This image shows a portion of the New Jersey coast and the location of Panini Bay Restaurant within the Climate Explorer. To explore flood hazards and the potential for inundation from sea level rise in this area, click the image and the Climate Explorer will open in a new browser window. Explore on your own, or return to this window for suggestions for examining and interpreting the map.
Explore the impacts of sea level rise
Within the Climate Explorer's list of layers, check the box to turn on the Inundation from Sea Level Rise (1ft) layer. You'll see a visualization of land areas that will be covered by water during high tides after one foot of sea level rise. Click the i symbol to see the layer's legend.
During high tides, ocean water will be fairly deep over dark blue areas of the map. Only a few inches of sea water will cover the lightest blue areas. Green areas do not have an opening to the ocean, but they will be below the indicated sea level, so they may fill with precipitation or groundwater.
Turn on additional Inundation from Sea Level Rise layers to explore the predicted extent of high tide flooding with progressively higher sea levels. Zoom out or pan to other areas of the map to explore how the coastline will change with sea level rise.
Explore current coastal flood hazards
Turn off all Inundation from Sea Level Rise layers and scroll down in the layer list under Climate Stressors. Turn on the Flood Hazard Zones overlay and display its legend. NOTE: This layer is only visible at neighborhood-scale zoom levels, so you may need to zoom in until it shows on the map. Drag the horizontal bar below the layer's name to adjust its tranparency so you can see the map beneath it.
Blue areas on this map have been designated by the Federal Emergency Management Agency (FEMA) as having 1% Annual Chance for flooding. Another way of saying this is that every location within the zone has a 1 in 100 chance of being flooded in any year. Though people sometimes describe this by saying that a flood could be expected in this zone once every hundred years, this is not the same as a recurrence prediction: "hundred-year" floods can occur at the same location multiple times within a decade. Orange areas on the map lie within the 0.2% Chance Flood Hazard Zone: locations in this zone have a 1 in 500 chance of being flooded in any year.
Where are coastal flooding hazards the greatest?
The Coastal Flood Hazard Composite layer shows the relative hazard of flooding at locations on the map—turn on this layer and display its legend. This overlay shows the total number of flood hazard zone designations (from zero to six) at each point along the coast, as defined in federal datasets compiled by FEMA and NOAA.
The darker the red color at any location on this map, the higher the number of federal datasets that have designated it as being susceptible to flooding. Areas shaded in the darkest red are included in all six federal datasets that identify flood hazard zones. Lighter shades of red and orange indicate areas that are designated as flood zones in two to five of the datasets. Areas shaded in yellow have been designated as a flood zone in just one of the six federal datasets considered.
Who and what are at risk from coastal flooding?

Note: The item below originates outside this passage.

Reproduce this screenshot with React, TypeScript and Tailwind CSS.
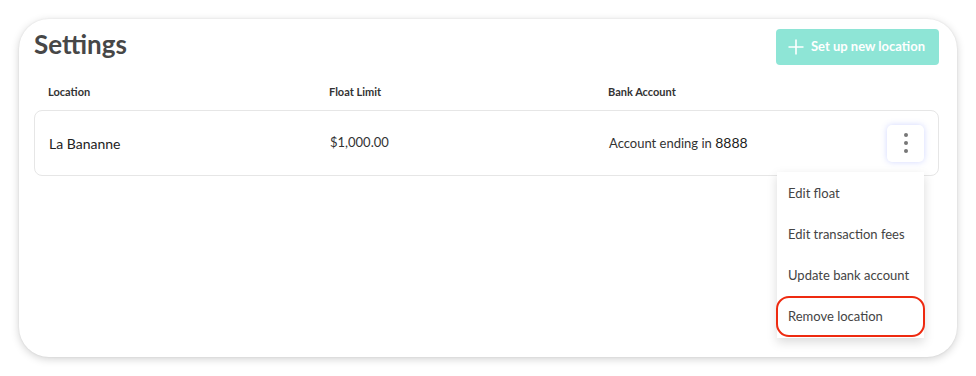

The lower portion of the layers list offers overlays of People and Assets Impacted by flood hazards. You can explore these to visualize where people live close together (population density), a composite measure of neighborhoods' social vulnerability, the locations of critical facilities and other infrastructure, and land cover such as developed areas, crops, and natural vegetation. To explore them, turn on one of these layers at a time and examine its legend to interpret the map.
You can pair the view of people or assets with one of the flood hazard or inundation from sea level rise layers, and then adjust the transparency slider to look for locations where people and assets intersect with flood hazards.
For instance, a view of the Flood Hazard Zones and Land Cover (2011) layers, with Land Cover set to 50% transparency, reveals that large areas of medium- to high-intensity development along the coast are within the 1% Annual Flood Risk zone. Pairing the Coastal Flood Hazard Composite with the Social Vulnerability Index layer shows that some of the areas in Tuckerton with the highest number of flood hazard designations also have the highest social vulnerability. Sliding the transparency controls back and forth or turning layers on and off can help you visualize conditions where flood hazards exist.
Explore coastal flood hazards at other locations
You can use the same layers and techniques described above to explore flooding hazards at other coastal locations in the contiguous United States (except the Great Lakes). Zoom out and pan to your location of interest on the map and then zoom in again.